第3セットの前半は、サーブがキープできない状態が続いていました。5-5で僕のサーブだったと思いますが、身体を一度、リセットしたかったので、フィジオ(トレーナー)を呼んで、少し痛めていた肘のケアをしてもらいました。

肘をケアしてもらったことで、初めてサーブをキープできましたし、そのまま波に乗ることができました。この辺は、戦術ではないですけれども、使えるものはすべて使うという考えで、試合を進めていたということはありましたね。

試合中はどんなことを考えているのですか。

テニスはメンタルスポーツなので、普段、やっていることが試合中にできなくなってしまうことが、結構、あります。そういうときには自分で声を出して、“できる”“できる”と自分に言い聞かせることはよくありますね。試合中にイライラしたときには、“できる”“できる”“できるだろ!”と自分に言い聞かせています。

埼玉への思い

菅野さんは上尾市が故郷ということですけれども、小さい頃はどんな子どもだったんでしょう。

スポーツが好きで、小学生から中学生まではサッカーをやっていました。
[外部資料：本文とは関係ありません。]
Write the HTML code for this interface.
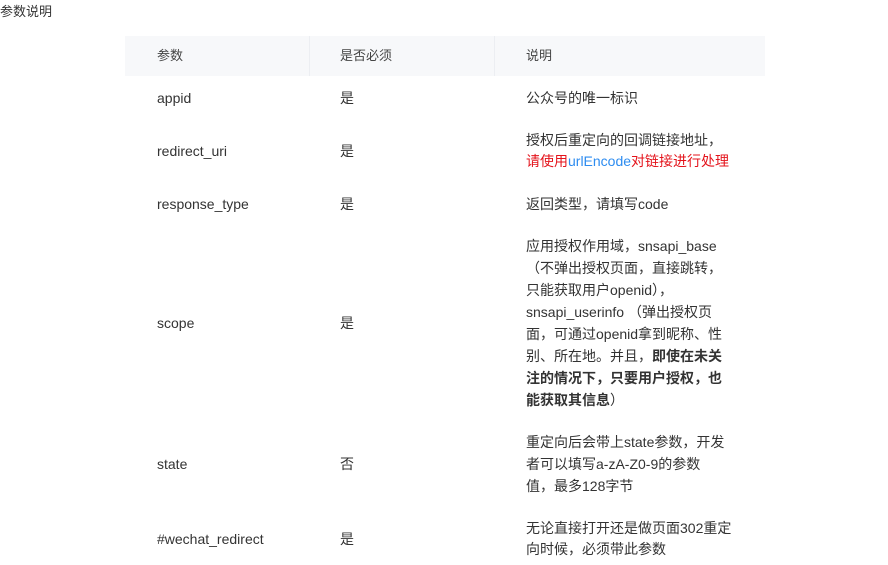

ポジションはいろいろ経験させてもらいました。僕自身が左利きということもあって、左のサイドバックだったり、ウイングだったり、フォワードだったり、ゴールキーパーをやっていたときもありました。

地元でよく行っていたのは丸山公園です。学校の近くだったので、みんなでよく遊びに行っていました。

埼玉で好きな食べ物はありますか。

上尾市は今、キウイフルーツをすごく推していて、僕も最近、知って、食べたのですけれども、非常においしかったです。品種も4種類くらいあるので、みなさんにも一度、試してもらいたいですね。

改めて、埼玉の、そして、上尾の魅力はなんだと思いますか。

上尾市は都心にも割と近いですし、そのなかでも、ゆったりとしているので、すごく住みやすいです。

グランドスラムでタイトルを

パラリンピック後も、全日本選抜車いすテニスマスターズで優勝しました。40歳。これからの夢、目標、何かありますか。
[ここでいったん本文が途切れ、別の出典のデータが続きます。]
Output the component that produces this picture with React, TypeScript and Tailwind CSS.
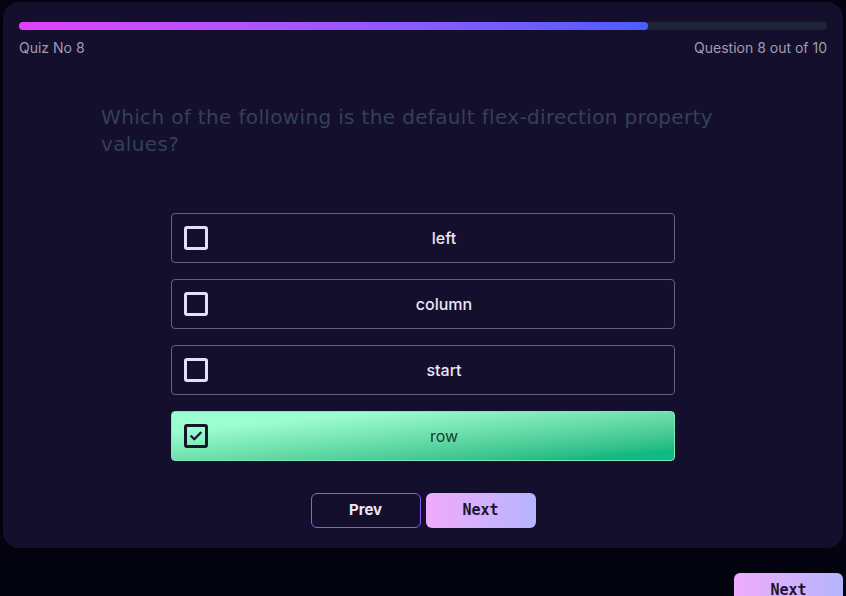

全日本は四連覇を達成することができました。これから先、何年できるかわからないですけれども、他人に抜かれない記録をつくれたら嬉しいなとは思います。海外では、まだグランドスラムのタイトルが取れていないので、いつか1つでも取れたらとは思っています。

タイトルを取るために何が必要でしょうか。 

まだまだ大事なところでミスが出てしまうので、そういう場面でも崩れない安定性やメンタルの強さをもっと強化していきたいなとは思っています。

テニスって、メンタル面が大事ですよね。

なんと言っても一人で戦うスポーツなので、試合中にコーチにアドバイスをもらうことは禁止されているし、苦しい場面でも一人で解決しなければならない。ですので、そういう場面で冷静さを保てるように、普段の練習どおりのことができるようになっていかないと、この先、自分より上のランクの選手に勝つのは難しいかなとは思っています。

キャスターからひと言

菅野さんは高校1年生のときにバイク事故で大けがを負いました。医師からケガの状態を知らされた日はショックで泣いたそうですが、翌日にはすぐに切り替えて、リハビリを必死にしていたということです。

元々スポーツマンだったし、深く考えるタイプではなかったので、それがよかったのかなと、淡々と話していました。言葉で表すと“ポジティブ”となるわけですが、その一言では言い尽くせない、菅野さんの人間力を感じました。